My wife has a 20″ iMac that I bought her last Christmas, and she loves it. She also has a 4-gig Nano I bought her the previous Christmas. The two work great together. She also has a flip phone I bought her for Mother’s Day a few years ago.
She admits that her phone has more features than she’ll ever use, and the iPhone isn’t even interesting to her… and she has the optimum environment to use it within.
I’m not sure who they’re targeting, and without any clear, open path to development on the device, I can’t see developers being their target audience.
I think the only people who will covet and buy an iPhone are those who “Just Gotta Have One™”, without really looking at how it misses the target on almost every issue.
UPDATE:
- No replaceable battery. This IS 2007, right? (there are plenty of links describing how to replace it yourself though, but you void the warrantee by doing so.)
- It has a camera, but can’t record video (my Treos have all done both)
- Custom headphone jack; can’t use your normal headphones with it.
- Stereo bluetooth ONLY with the Apple-branded headset(s)
- AT&T’s “unlimited” plan is not unlimited (read the fine print; you’re limited to 5 gigabytes per-month)
- Requires switching to an alternate keyboard to get things like commas and other meta keys. By contrast, my Treo has a series of ‘shift’ keys that do the same thing, depending on whether you want numbers, letters, punctuation and so on. MUCH faster with the meta keys than popping up an alternate keyboard.
- No Flash support (but there is a way around that)
- No support for non-iPhone headphones (those expensive studio earphones you have?
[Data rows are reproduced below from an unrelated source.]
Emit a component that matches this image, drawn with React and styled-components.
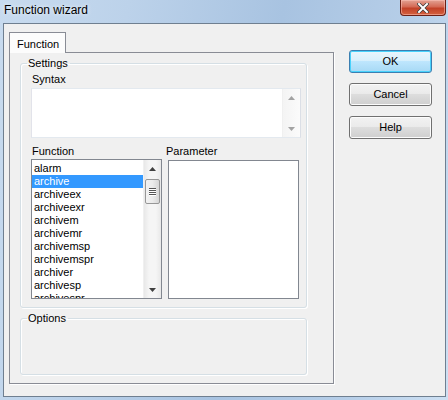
import React from "react";
import styled, { createGlobalStyle } from "styled-components";

const GlobalStyle = createGlobalStyle`
  html, body {
    margin: 0;
    padding: 0;
    background: #ffffff;
  }
  body {
    font-family: "Liberation Sans", Arial, sans-serif;
    font-size: 11px;
    color: #000;
  }
`;

const Window = styled.div`
  width: 448px;
  height: 400px;
  box-sizing: border-box;
  display: flex;
  flex-direction: column;
  padding: 0 2px 3px 3px;
  background: linear-gradient(
    100deg,
    #c8dbef 0%,
    #bcd2ea 25%,
    #a8c3e1 55%,
    #b6cee8 80%,
    #cde0f3 100%
  );
`;

const TitleBar = styled.div`
  height: 23px;
  display: flex;
  align-items: flex-start;
  justify-content: space-between;
`;

const Title = styled.span`
  font-size: 12px;
  line-height: 15px;
  margin-top: 3px;
  margin-left: 1px;
  color: #000;
  text-shadow: 0 0 4px rgba(255, 255, 255, 0.9);
`;

const CloseButton = styled.div`
  width: 46px;
  height: 16px;
  box-sizing: border-box;
  border: 1px solid #6b2016;
  border-top: none;
  border-radius: 0 0 4px 4px;
  background: linear-gradient(180deg, #e3a294 0%, #d46a55 45%, #c24128 55%, #d4613f 100%);
  display: flex;
  align-items: center;
  justify-content: center;
  box-shadow: inset 0 0 0 1px rgba(255, 200, 190, 0.5);
`;

const Client = styled.div`
  flex: 1;
  display: flex;
  background: #f0f0f0;
  border: 1px solid #6f7f90;
  padding: 8px 0 0 5px;
`;

const TabArea = styled.div`
  width: 325px;
  display: flex;
  flex-direction: column;
`;

const TabStrip = styled.div`
  display: flex;
  height: 20px;
  position: relative;
  z-index: 1;
`;

const Tab = styled.div`
  width: 57px;
  height: 21px;
  box-sizing: border-box;
  border: 1px solid #898c95;
  border-bottom: none;
  background: #fcfcfc;
  padding: 5px 0 0 7px;
  line-height: 13px;
`;

const TabPanel = styled.div`
  width: 325px;
  height: 332px;
  box-sizing: border-box;
  border: 1px solid #898c95;
  box-shadow: 1px 1px 0 #ffffff;
  background: #f0f0f0;
  padding: 4px 0 0 10px;
  display: flex;
  flex-direction: column;
  gap: 4px;
`;

const Group = styled.fieldset`
  margin: 0;
  width: 287px;
  height: ${(props) => props.height}px;
  box-sizing: border-box;
  border: 1px solid #d5dfe5;
  border-radius: 3px;
  box-shadow: inset 1px 1px 0 #ffffff, 1px 1px 0 #ffffff;
  padding: 0 5px 0 10px;
  display: flex;
  flex-direction: column;
`;

const Legend = styled.legend`
  padding: 0 2px 0 1px;
  margin-left: -4px;
  line-height: 13px;
`;

const Label = styled.div`
  line-height: 13px;
  margin: ${(props) => props.margin || "0"};
`;

const SyntaxBox = styled.div`
  margin-top: 2px;
  height: 50px;
  width: 270px;
  box-sizing: border-box;
  border: 1px solid #abadb3;
  border-top-color: #e3e9ef;
  border-left-color: #e2e3ea;
  border-right-color: #dbdfe6;
  border-bottom-color: #e3e9ef;
  background: #fff;
  display: flex;
  justify-content: flex-end;
`;

const ListsRow = styled.div`
  display: flex;
  gap: 6px;
  margin-top: 7px;
`;

const ListColumn = styled.div`
  display: flex;
  flex-direction: column;
`;

const ListBox = styled.div`
  margin-top: ${(props) => props.top || 1}px;
  width: 131px;
  height: ${(props) => props.h}px;
  box-sizing: border-box;
  border: 1px solid #828790;
  background: #fff;
  display: flex;
  overflow: hidden;
`;

const Items = styled.div`
  flex: 1;
  padding-top: 2px;
  overflow: hidden;
`;

const Item = styled.div`
  height: 13px;
  line-height: 13px;
  padding-left: 2px;
  white-space: nowrap;
  background: ${(props) => (props.selected ? "#3399ff" : "transparent")};
  color: ${(props) => (props.selected ? "#fff" : "#000")};
`;

const ScrollBar = styled.div`
  width: 17px;
  display: flex;
  flex-direction: column;
  background: ${(props) =>
    props.disabled
      ? "linear-gradient(90deg, #f4f4f4, #fbfbfb)"
      : "linear-gradient(90deg, #e8e8e8 0%, #f5f5f5 30%, #f5f5f5 70%, #e8e8e8 100%)"};
  border-left: 1px solid ${(props) => (props.disabled ? "#f0f0f0" : "#f0f0f0")};
`;

const ArrowCell = styled.div`
  height: 17px;
  display: flex;
  align-items: center;
  justify-content: center;
`;

const Track = styled.div`
  flex: 1;
  padding-top: 2px;
`;

const Thumb = styled.div`
  height: 25px;
  margin: 0 1px;
  box-sizing: border-box;
  border: 1px solid #979797;
  border-radius: 2px;
  background: linear-gradient(90deg, #f2f2f2 0%, #ebebeb 50%, #d6d6d6 100%);
  display: flex;
  flex-direction: column;
  align-items: center;
  justify-content: center;
  gap: 1px;
`;

const Grip = styled.div`
  width: 7px;
  height: 1px;
  background: #555;
  box-shadow: 0 1px 0 #fff;
`;

const ButtonColumn = styled.div`
  display: flex;
  flex-direction: column;
  gap: 10px;
  margin-left: 15px;
  padding-top: 18px;
`;

const Button = styled.div`
  width: 83px;
  height: 23px;
  box-sizing: border-box;
  border: 1px solid ${(props) => (props.primary ? "#3c7fb1" : "#707070")};
  border-radius: 3px;
  background: ${(props) =>
    props.primary
      ? "linear-gradient(180deg, #eaf6fd 0%, #d9f0fc 45%, #bee6fd 50%, #a7d9f5 100%)"
      : "linear-gradient(180deg, #f2f2f2 0%, #ebebeb 45%, #dddddd 50%, #cfcfcf 100%)"};
  box-shadow: inset 0 0 0 1px ${(props) => (props.primary ? "#48d2fc" : "#fcfcfc")};
  display: flex;
  align-items: center;
  justify-content: center;
  line-height: 13px;
`;

function Arrow({ down, color }) {
  return (
    <svg width="7" height="4" viewBox="0 0 7 4">
      <path
        d={down ? "M0 0 H7 L3.5 4 Z" : "M0 4 H7 L3.5 0 Z"}
        fill={color}
      />
    </svg>
  );
}

function Scroll({ disabled }) {
  const c = disabled ? "#a3a3a3" : "#404040";
  return (
    <ScrollBar disabled={disabled}>
      <ArrowCell>
        <Arrow color={c} />
      </ArrowCell>
      <Track>
        {!disabled && (
          <Thumb>
            <Grip />
            <Grip />
            <Grip />
            <Grip />
          </Thumb>
        )}
      </Track>
      <ArrowCell>
        <Arrow down color={c} />
      </ArrowCell>
    </ScrollBar>
  );
}

const functions = [
  "alarm",
  "archive",
  "archiveex",
  "archiveexr",
  "archivem",
  "archivemr",
  "archivemsp",
  "archivemspr",
  "archiver",
  "archivesp",
  "archivespr",
];

export default function App() {
  return (
    <>
      <GlobalStyle />
      <Window>
        <TitleBar>
          <Title>Function wizard</Title>
          <CloseButton>
            <svg width="12" height="10" viewBox="0 0 12 10">
              <path
                d="M2 1 L10 9 M10 1 L2 9"
                stroke="#3a3a3a"
                strokeWidth="3.4"
                strokeLinecap="square"
              />
              <path
                d="M2 1 L10 9 M10 1 L2 9"
                stroke="#ffffff"
                strokeWidth="2"
                strokeLinecap="square"
              />
            </svg>
          </CloseButton>
        </TitleBar>
        <Client>
          <TabArea>
            <TabStrip>
              <Tab>Function</Tab>
            </TabStrip>
            <TabPanel>
              <Group height={251}>
                <Legend>Settings</Legend>
                <Label margin="3px 0 0 1px">Syntax</Label>
                <SyntaxBox>
                  <Scroll disabled />
                </SyntaxBox>
                <ListsRow>
                  <ListColumn>
                    <Label margin="0 0 0 1px">Function</Label>
                    <ListBox h={140}>
                      <Items>
                        {functions.map((f) => (
                          <Item key={f} selected={f === "archive"}>
                            {f}
                          </Item>
                        ))}
                      </Items>
                      <Scroll />
                    </ListBox>
                  </ListColumn>
                  <ListColumn>
                    <Label margin="0 0 0 -2px">Parameter</Label>
                    <ListBox h={139} top={2} />
                  </ListColumn>
                </ListsRow>
              </Group>
              <Group height={63}>
                <Legend>Options</Legend>
              </Group>
            </TabPanel>
          </TabArea>
          <ButtonColumn>
            <Button primary>OK</Button>
            <Button>Cancel</Button>
            <Button>Help</Button>
          </ButtonColumn>
        </Client>
      </Window>
    </>
  );
}
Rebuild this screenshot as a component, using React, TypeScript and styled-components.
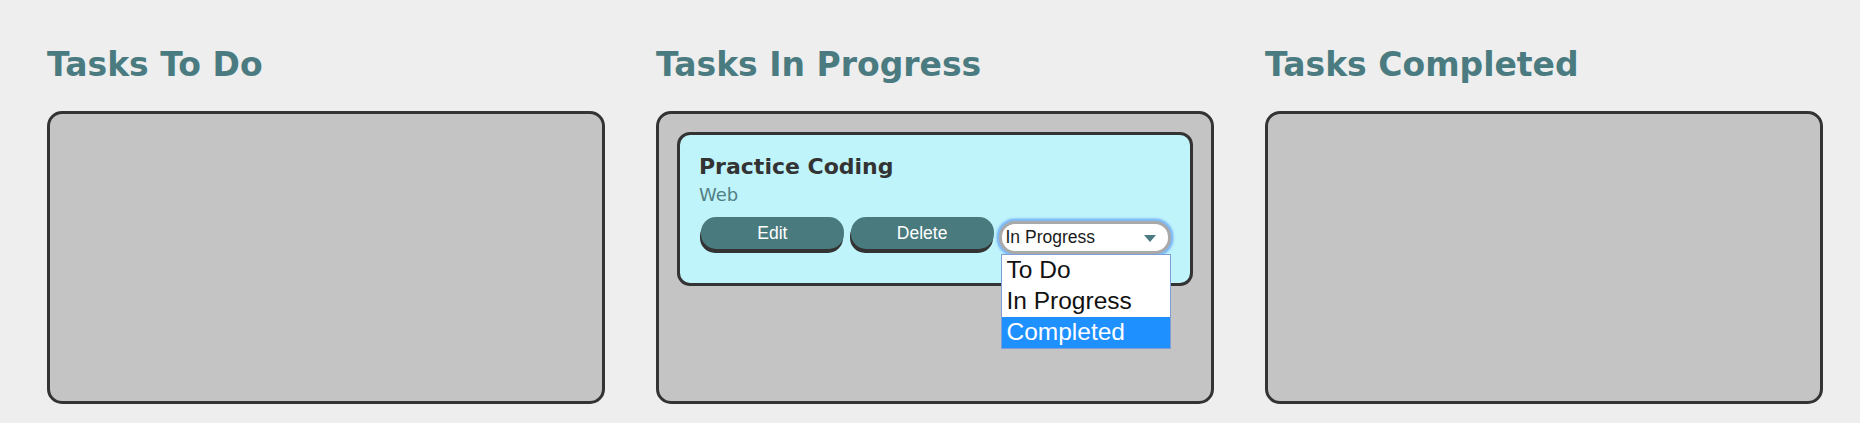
import React from "react";
import styled, { createGlobalStyle } from "styled-components";

const GlobalStyle = createGlobalStyle`
  html, body {
    margin: 0;
    padding: 0;
    background: #eeeeee;
  }
  body {
    font-family: "DejaVu Sans", Verdana, sans-serif;
  }
`;

const Board = styled.main`
  display: flex;
  align-items: flex-start;
  gap: 51.5px;
  padding: 45px 0 0 47px;
  box-sizing: border-box;
  width: 1860px;
  height: 423px;
`;

const Column = styled.section`
  display: flex;
  flex-direction: column;
  width: 557.5px;
`;

const ColumnTitle = styled.h2`
  margin: 0 0 26px;
  font-family: "DejaVu Sans", Verdana, sans-serif;
  font-weight: bold;
  font-size: 33px;
  line-height: 40px;
  color: #4a7b80;
  white-space: nowrap;
`;

const Lane = styled.div`
  box-sizing: border-box;
  height: 293px;
  border: 3px solid #333333;
  border-radius: 15px;
  background: #c4c4c4;
  padding: 18px;
`;

const Card = styled.article`
  position: relative;
  border: 3px solid #333333;
  border-radius: 13px;
  background: #bff4fb;
  padding: 19px 19px 29px;
`;

const CardTitle = styled.h3`
  margin: 0;
  font-family: "DejaVu Sans", Verdana, sans-serif;
  font-weight: bold;
  font-size: 22px;
  line-height: 26px;
  color: #333333;
`;

const CardCategory = styled.p`
  margin: 4px 0 0;
  font-family: "DejaVu Sans", Verdana, sans-serif;
  font-size: 18px;
  line-height: 22px;
  color: #527f82;
`;

const Actions = styled.div`
  display: flex;
  align-items: flex-start;
  gap: 7px;
  margin-top: 11px;
  padding-left: 2px;
`;

const ActionButton = styled.button`
  width: 144px;
  height: 32px;
  border: none;
  border-radius: 15px;
  background: #497a7d;
  box-shadow: -1px 4px 0 #333333;
  color: #ffffff;
  font-family: "Liberation Sans", Arial, sans-serif;
  font-size: 17.5px;
  line-height: 32px;
  padding: 0;
  text-align: center;
`;

const SelectWrap = styled.div`
  position: relative;
  margin-left: -2px;
  margin-top: 4px;
`;

const SelectBox = styled.div`
  box-sizing: border-box;
  width: 172px;
  height: 33px;
  display: flex;
  align-items: center;
  justify-content: space-between;
  padding: 0 12px 0 4px;
  border: 3px solid #a9a9a9;
  border-radius: 16px;
  background: #ffffff;
  box-shadow: 0 0 0 2px #80bbf6, 0 0 2px 3px rgba(128, 187, 246, 0.7);
  font-family: "Liberation Sans", Arial, sans-serif;
  font-size: 17.5px;
  color: #1a1a1a;
`;

const Caret = styled.span`
  width: 0;
  height: 0;
  border-left: 6px solid transparent;
  border-right: 6px solid transparent;
  border-top: 7px solid #4a7b80;
  margin-top: 2px;
`;

const OptionList = styled.ul`
  position: absolute;
  top: 33px;
  left: 2px;
  z-index: 5;
  box-sizing: border-box;
  width: 170px;
  margin: 0;
  padding: 0;
  list-style: none;
  background: #ffffff;
  border: 1px solid #7f9ed6;
`;

const OptionItem = styled.li<{ $active?: boolean }>`
  height: 31px;
  line-height: 30px;
  padding-left: 5px;
  font-family: "Liberation Sans", Arial, sans-serif;
  font-size: 24.5px;
  color: ${(p) => (p.$active ? "#ffffff" : "#111111")};
  background: ${(p) => (p.$active ? "#1e90ff" : "transparent")};
`;

const statuses = ["To Do", "In Progress", "Completed"];

export default function App() {
  return (
    <>
      <GlobalStyle />
      <Board>
        <Column>
          <ColumnTitle>Tasks To Do</ColumnTitle>
          <Lane />
        </Column>
        <Column>
          <ColumnTitle>Tasks In Progress</ColumnTitle>
          <Lane>
            <Card>
              <CardTitle>Practice Coding</CardTitle>
              <CardCategory>Web</CardCategory>
              <Actions>
                <ActionButton>Edit</ActionButton>
                <ActionButton>Delete</ActionButton>
                <SelectWrap>
                  <SelectBox>
                    <span>In Progress</span>
                    <Caret />
                  </SelectBox>
                  <OptionList>
                    {statuses.map((s) => (
                      <OptionItem key={s} $active={s === "Completed"}>
                        {s}
                      </OptionItem>
                    ))}
                  </OptionList>
                </SelectWrap>
              </Actions>
            </Card>
          </Lane>
        </Column>
        <Column>
          <ColumnTitle>Tasks Completed</ColumnTitle>
          <Lane />
        </Column>
      </Board>
    </>
  );
}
Forget it.)
- No support for memory expansion cards (SD/MicroSD/CF), when it takes nearly no space to implement it
- No non-Safari SDK available
- Capacitive touchscreen, not resistive; no using it with gloves on in colder climates. (Treo wins again here)
And the list goes on. While I think lots of “Must Have It” gadget people will love the device, for real productive or business users, its a lemon.